Another teaching beat is the idea of tuning and reducing noise, because monitoring that produces constant false alarms is effectively broken. In payment environments, many systems generate large volumes of routine events that are not meaningful from a security perspective. If you alert on everything, people will quickly become numb, and real threats will be missed. Tuning means selecting thresholds, focusing on high-risk assets, and building correlation logic that turns raw events into meaningful signals. For beginners, the lesson is that a good monitoring program is not the loudest one; it is the one that produces the clearest and most actionable alerts. This often requires iterative improvement, where alerts are reviewed, false positives are understood, and rules are refined. Tuning is also a governance activity because it requires someone to decide what risk is acceptable and what signals deserve attention. The end result should be a monitoring experience that people can sustain every day.

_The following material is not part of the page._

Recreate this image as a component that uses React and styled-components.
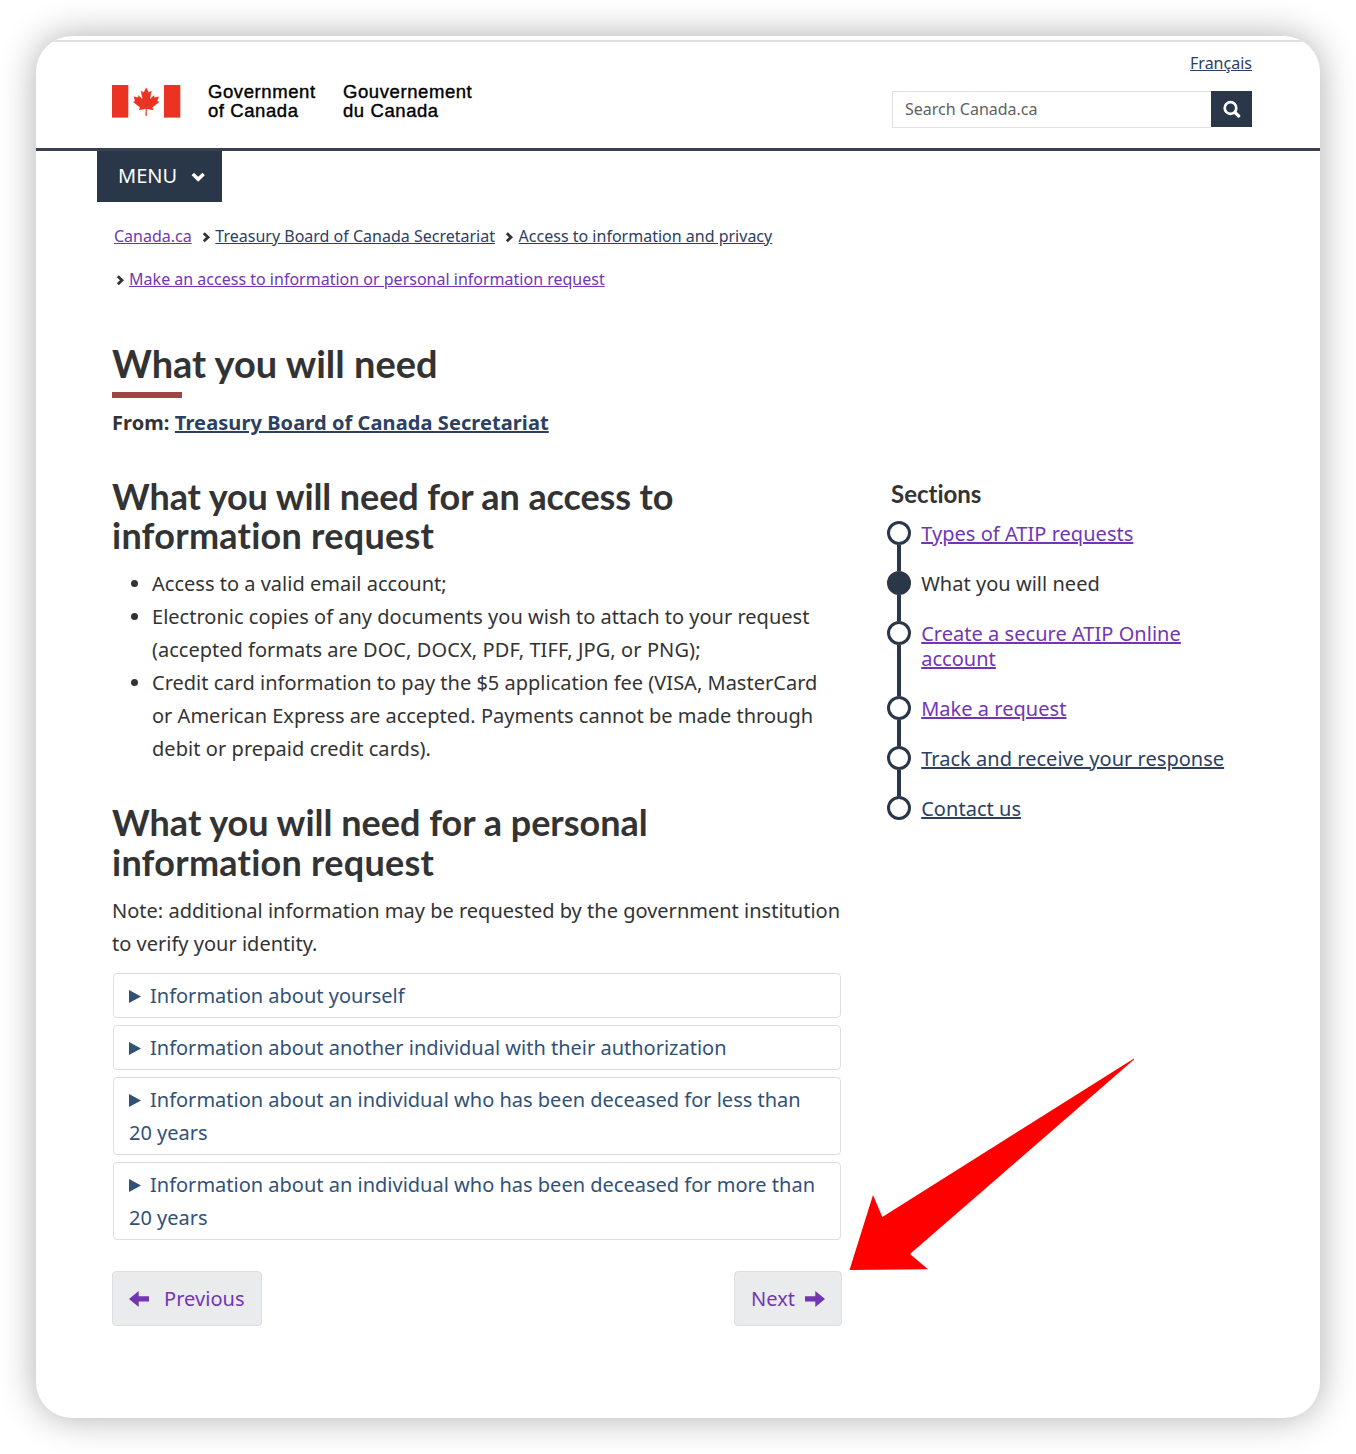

As you bring all of these concepts together, logging and monitoring access events that matter most becomes a disciplined approach to visibility and response. You define what access events are, including logins, privilege changes, and sensitive data touches, and you make sure the logs include enough context to answer who, what, when, where, and how. You focus on high-value assets and high-impact signals so monitoring is practical and does not drown in noise. You treat monitoring as a process with clear ownership and response expectations, because alerts are only valuable when acted on. You monitor privileged actions and failed attempts because those are common early indicators of compromise. You watch for changes to security settings and changes to logging itself because attackers often try to blind you before they steal. You protect and retain logs so you can trust them and use them to reconstruct events. When these pieces are in place, you are not guessing about what happened in your environment; you are building the ability to know, and that is the foundation of confident security.